As the summer concludes, we are looking forward to cooler weather, fall foliage and more exciting events at the Smithsonian’s National Zoo. We welcomed many new animals over the past three months, including Karoline, an Abyssinian ground hornbill, at Cheetah Conservation Station; Kingston, a white-eared titi monkey, at Amazonia; Willow, a Hereford calf, at the Kids’ Farm; and a trio of Home’s hinge-back tortoises at the Reptile Discovery Center. Sea lion Calli also gave birth to a new pup at the end of June. The pup has access to both the exhibit and the behind-the-scenes area of the sea lion habitat, so we invite your constituents to visit and watch the pup swim, porpoise and dive.

As you may have seen in the news, the Zoo’s giant panda team recently confirmed that our female giant panda, Mei Xiang, is not pregnant. Both she and our adult male, Tian Tian, will remain at the Zoo through Dec. 7, 2020, per our Giant Panda Cooperative Research and Breeding Agreement with the China Wildlife Conservation Association. Their son, Bei Bei, turned 4 years old in August. Per that agreement, he will move to China sometime in the coming months. Prior to his departure, there will be a weeklong celebration both at the Zoo and on the Zoo’s website; as details are solidified, they will be announced on our website and social media channels.

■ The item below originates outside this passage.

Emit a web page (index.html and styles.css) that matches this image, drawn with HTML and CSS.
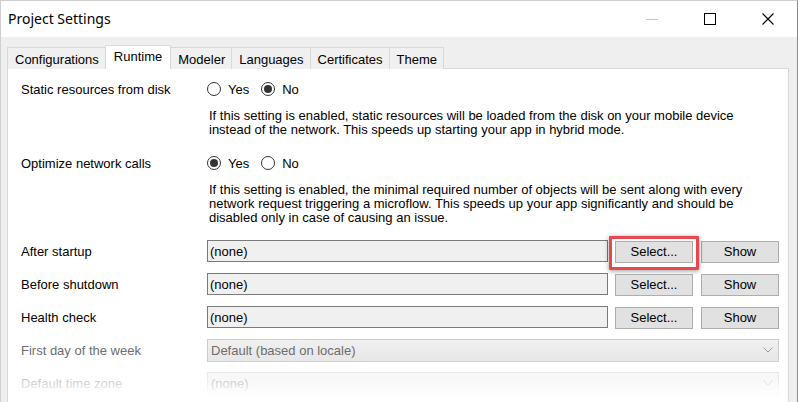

Last but not least, our Asia Trail team welcomed two young clouded leopard cubs named Jillian and Paitoon under their care. Over the past two weeks, it’s been great fun watching them explore their new surroundings. They spend much of their time climbing and chasing one another, much to the delight of our visitors and volunteer interpreters. While Jilian and Paitoon acclimate to their exhibit, keepers tell me the best time to see them on exhibit is between 10:30 a.m. and 11:30 a.m.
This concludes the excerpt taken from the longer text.